ABRIG: Como seguirá a pauta do Legislativo nos próximos meses?

MIGUEL GERÔNIMO: O primeiro semestre desse último ano da 56ª legislatura será marcado por intensos trabalhos legislativos. As matérias que contemplam a retomada econômica serão enfatizadas para pôr fim, por exemplo, ao elevado preço dos combustíveis. Essa crise está prognosticada na agenda legislativa.


No âmbito das alterações constitucionais, as atenções estarão voltadas para a Reforma Tributária, em tramitação no Senado Federal (PEC nº 110/2019), na forma do substitutivo do senador Roberto Rocha. De outra parte, a Reforma Administrativa parece inviabilizada para este ano eleitoral pois, dentre outros fatores, o lobby dos servidores públicos ajudou a sepultar a matéria. Além disso, as medidas provisórias (MPs) continuarão a ser encaminhadas ao Congresso Nacional pelo chefe do Poder Executivo.


Ainda sobre a pauta congressual, é de se destacar que, de forma inédita, foi publicada em fevereiro deste ano no Diário Oficial da União a Portaria nº 667, da lavra do Ministro Chefe da Casa Civil, em que constam as matérias consideradas prioritárias pelo Presidente da República para o ano de 2022. Trata-se de 39 proposições em tramitação na Câmara dos Deputados e no Senado Federal. Há temas com apelo econômico, mas a maior parte delas são referentes à chamada pauta de costumes e de segurança pública.

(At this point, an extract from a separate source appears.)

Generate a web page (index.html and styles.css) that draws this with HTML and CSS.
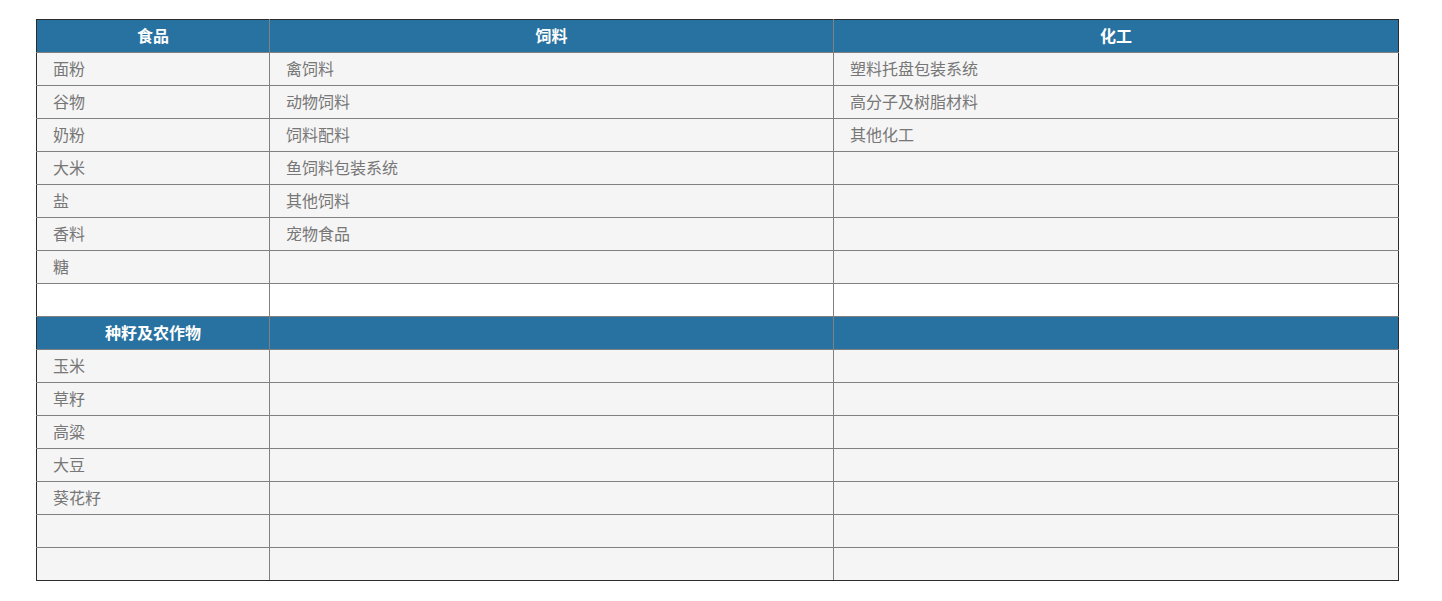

Em regra, no ano eleitoral, dificilmente matérias polêmicas são viabilizadas. Ainda assim, o governo elencou como prioridade o marco regulatório sobre a autorização de exploração de minério em terras indígenas e faixas de fronteira. O que se pode entender sobre a lista de prioridades apresentadas pelo Executivo é que se trata de uma ação política para jogar no colo do Legislativo a responsabilidade sobre a votação das matérias, muitas delas há anos deixadas em segundo plano no processo legiferante. Não parece que a estratégia governamental de elencar dezenas de projetos seja eficiente, pois misturar pautas de agendas distintas pode não agradar os legisladores, além de suscitar dúvidas sobre o que realmente seja urgente e prioritário.


ABRIG: Como a atuação e as estratégias dos profissionais de relações institucionais e governamentais podem ser afetadas em ano eleitoral?


MIGUEL GERÔNIMO: Desde o início das restrições de acesso físico ao Congresso Nacional, impostas em função da crise sanitária da Covid-19, o desenvolvimento dos trabalhos dos profissionais de RIG foi mitigado, uma vez que nada substitui, com efetividade, o contato corpo a corpo com os parlamentares.


O Legislativo tem, aos poucos, retomado o trabalho presencial, ainda que neste momento tenha optado pela participação parlamentar híbrida. Até lá, os profissionais de RIG terão de conviver com tecnologia que viabiliza acompanhar boa parte dos trabalhos a distância. Tal circunstância dificulta as ações em torno do processo decisório, pois o contato presencial apresenta melhores resultados no curso deliberativo do que a articulação viabilizada por plataforma de videoconferência, por exemplo.


Considerando que boa parte do calendário legislativo do segundo semestre será prejudicado em função da corrida eleitoral, quem atua na atividade de RIG deve antecipar as suas principais demandas para o primeiro semestre de 2022 e disputar espaço com acirrada agenda que deve lotar a atividade legislativa nos próximos meses.


*Os conteúdos publicados são de inteira responsabilidade de seus autores. As opiniões neles emitidas não exprimem, necessariamente, o ponto de vista da Abrig.